Ce sont les figures d’un « on » plus profondes que tout « je ». Et, là, Foucault retrouve une nouvelle fois, Blanchot qui, à ma connaissance, est celui qui est allé le plus loin dans la direction suivante : destituer la personnologie linguistique, dénoncer les personnes grammaticales au profit d’un « il » ou d’un « on » plus profond, c’est-à-dire c’est l’anti-Benveniste. Benveniste dénonce la troisième personne comme une fausse personne, Blanchot brandit le « on » comme l’expression de la non-personne et c’est la non-personne qui est le véritable sujet de l’énoncé. Si bien que toutes les positions de sujet, toutes ces positions variables qu’on vient de voir, viennent tour à tour marquer des figures du « on » sans briser l’anonymat de ce « on ». Et c’était le rêve de Foucault, quand il disait, dans L’Ordre du discours, « prendre ma place dans un murmure anonyme ». C’est-à-dire le nom propre n’est plus qu’une figure de ce « on parle » : Krafft-Ebing, Madame de Sévigné... tout ça, tout, tout, toutes les positions de sujet s’alignent comme les variables d’un « on parle ». Vous comprenez ? Ce qui revient à dire quoi ? Ce qui revient à dire, on a vu tout à l’heure, la phrase se définissait par une constante intrinsèque et des variables extrinsèques.

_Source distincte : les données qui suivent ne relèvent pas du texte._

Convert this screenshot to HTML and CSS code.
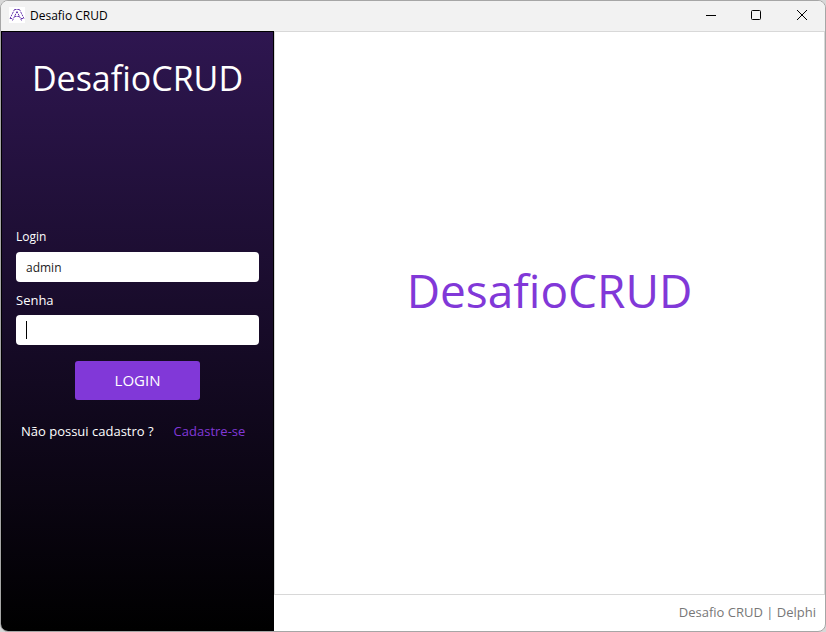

Constante intrinsèque, c’était le « je » comme sujet d’énonciation.
Variables extrinsèques : tous les individus qui pouvaient dire « je ». Je dirais : l’énoncé, au contraire, se définit par un ensemble de variables intrinsèques. C’est la notion de variable intrinsèque. Et ça s’enchaîne très bien avec mon premier niveau.
Mon premier niveau disait : l’énoncé se définit par des règles de passages entre systèmes hétérogènes.
Mon deuxième niveau dit : l’énoncé se définit par des variables intrinsèques, à savoir l’ensemble des positions de sujet auxquelles il renvoie, chaque position de sujet étant, dès lors, une figure du « on ». C’est un anti-personnalisme absolu. Il n’y a ni constante intrinsèque, ni variable extrinsèque, il n’y a que des variables intrinsèques de l’énoncé. Et là encore c’est très proche de Labov. Labov aussi, il fait une théorie des variables intrinsèques de la langue.
Et bien, on a bien travaillé. Alors j’en suis au troisième niveau. Là vous devriez pouvoir deviner : quel est ce troisième niveau ? Je vous le dis pour que vous y réfléchissiez : cette fois-ci, on revient à la proposition. On nous dit qu’une proposition a un référent, c’est-à-dire qu’elle renvoie à un état de chose. L’état de chose peut ou non remplir la référence. Je dis « le ciel est bleu ». La proposition renvoie à un état de chose : « ciel bleu ». Il se peut que le ciel soit noir, à ce moment-là la référence de la proposition n’est pas remplie, n’est pas effectuée. Ça n’empêche pas que la proposition a une référence. Je dirais que, dans le cas d’une proposition, il y a référence à un état de chose, c’est la constante, c’est la constante intrinsèque. Et l’état de chose est là ou n’est pas là pour remplir, pour effectuer, la référence, c’est la variable extrinsèque. Bon.
Pour un énoncé, c’est pas du tout ça. Pour un énoncé, c’est complètement différent.